Write out the data again exactly, skipping every picture.

> DATA SEGMENT

╭──

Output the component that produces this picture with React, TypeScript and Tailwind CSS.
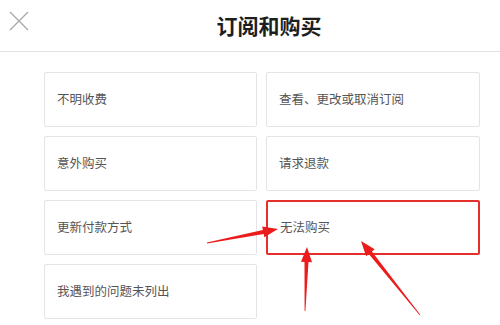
const ITEMS = ['不明收费', '查看、更改或取消订阅', '意外购买', '请求退款', '更新付款方式', '无法购买', '我遇到的问题未列出'];

type Pt = [number, number];

// tapered arrow: thin tail, widening shaft, triangular head
function arrowPoints(tail: Pt, tip: Pt): string {
  const [x1, y1] = tail;
  const [x2, y2] = tip;
  const len = Math.hypot(x2 - x1, y2 - y1);
  const ux = (x2 - x1) / len;
  const uy = (y2 - y1) / len;
  const nx = -uy;
  const ny = ux;
  const head = 15;
  const bx = x2 - ux * head;
  const by = y2 - uy * head;
  const p = (x: number, y: number, w: number): string => `${(x + nx * w).toFixed(1)},${(y + ny * w).toFixed(1)}`;
  return [
    p(x1, y1, 0.4),
    p(bx, by, 2),
    p(bx, by, 5.5),
    `${x2},${y2}`,
    p(bx, by, -5.5),
    p(bx, by, -2),
    p(x1, y1, -0.4),
  ].join(' ');
}

const ARROWS: [Pt, Pt][] = [
  [[207, 243], [278, 229]],
  [[305, 311], [307, 247]],
  [[420, 315], [361, 241]],
];

export default function App() {
  return (
    <div className="relative h-[325px] w-[500px] overflow-hidden bg-white" style={{ fontFamily: '"Noto Sans CJK SC", "Noto Sans", sans-serif' }}>
      <div className="relative flex h-[52px] items-center justify-center border-b border-[#e2e2e2]">
        <svg className="absolute left-[9px] top-[11px]" width={20} height={20} viewBox="0 0 20 20">
          <path d="M1 1 L19 19 M19 1 L1 19" stroke="#a8a8a8" strokeWidth={1.3} fill="none" />
        </svg>
        <h1 className="ml-[38px] text-[21px] font-bold text-[#1e1e1e]">订阅和购买</h1>
      </div>

      <div className="grid grid-cols-[213px_214px] gap-x-[9px] gap-y-[9px] pl-[44px] pt-[20px]">
        {ITEMS.map((t) => (
          <div
            key={t}
            className={
              'flex h-[55px] items-center rounded-[2px] px-[12px] text-[12.5px] text-[#555] ' +
              (t === '无法购买' ? 'border-2 border-[#e3302a]' : 'border border-[#e4e4e4]')
            }
          >
            {t}
          </div>
        ))}
      </div>

      <svg className="pointer-events-none absolute left-0 top-0" width={500} height={325}>
        {ARROWS.map(([a, b], i) => (
          <polygon key={i} points={arrowPoints(a, b)} fill="#ec1c1c" />
        ))}
      </svg>
    </div>
  );
}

╰──

> ANSWER TO THE PROBLEM
Output the component that produces this picture with React, TypeScript and Tailwind CSS.
const ITEMS = ['不明收费', '查看、更改或取消订阅', '意外购买', '请求退款', '更新付款方式', '无法购买', '我遇到的问题未列出'];

type Pt = [number, number];

// tapered arrow: thin tail, widening shaft, triangular head
function arrowPoints(tail: Pt, tip: Pt): string {
  const [x1, y1] = tail;
  const [x2, y2] = tip;
  const len = Math.hypot(x2 - x1, y2 - y1);
  const ux = (x2 - x1) / len;
  const uy = (y2 - y1) / len;
  const nx = -uy;
  const ny = ux;
  const head = 15;
  const bx = x2 - ux * head;
  const by = y2 - uy * head;
  const p = (x: number, y: number, w: number): string => `${(x + nx * w).toFixed(1)},${(y + ny * w).toFixed(1)}`;
  return [
    p(x1, y1, 0.4),
    p(bx, by, 2),
    p(bx, by, 5.5),
    `${x2},${y2}`,
    p(bx, by, -5.5),
    p(bx, by, -2),
    p(x1, y1, -0.4),
  ].join(' ');
}

const ARROWS: [Pt, Pt][] = [
  [[207, 243], [278, 229]],
  [[305, 311], [307, 247]],
  [[420, 315], [361, 241]],
];

export default function App() {
  return (
    <div className="relative h-[325px] w-[500px] overflow-hidden bg-white" style={{ fontFamily: '"Noto Sans CJK SC", "Noto Sans", sans-serif' }}>
      <div className="relative flex h-[52px] items-center justify-center border-b border-[#e2e2e2]">
        <svg className="absolute left-[9px] top-[11px]" width={20} height={20} viewBox="0 0 20 20">
          <path d="M1 1 L19 19 M19 1 L1 19" stroke="#a8a8a8" strokeWidth={1.3} fill="none" />
        </svg>
        <h1 className="ml-[38px] text-[21px] font-bold text-[#1e1e1e]">订阅和购买</h1>
      </div>

      <div className="grid grid-cols-[213px_214px] gap-x-[9px] gap-y-[9px] pl-[44px] pt-[20px]">
        {ITEMS.map((t) => (
          <div
            key={t}
            className={
              'flex h-[55px] items-center rounded-[2px] px-[12px] text-[12.5px] text-[#555] ' +
              (t === '无法购买' ? 'border-2 border-[#e3302a]' : 'border border-[#e4e4e4]')
            }
          >
            {t}
          </div>
        ))}
      </div>

      <svg className="pointer-events-none absolute left-0 top-0" width={500} height={325}>
        {ARROWS.map(([a, b], i) => (
          <polygon key={i} points={arrowPoints(a, b)} fill="#ec1c1c" />
        ))}
      </svg>
    </div>
  );
}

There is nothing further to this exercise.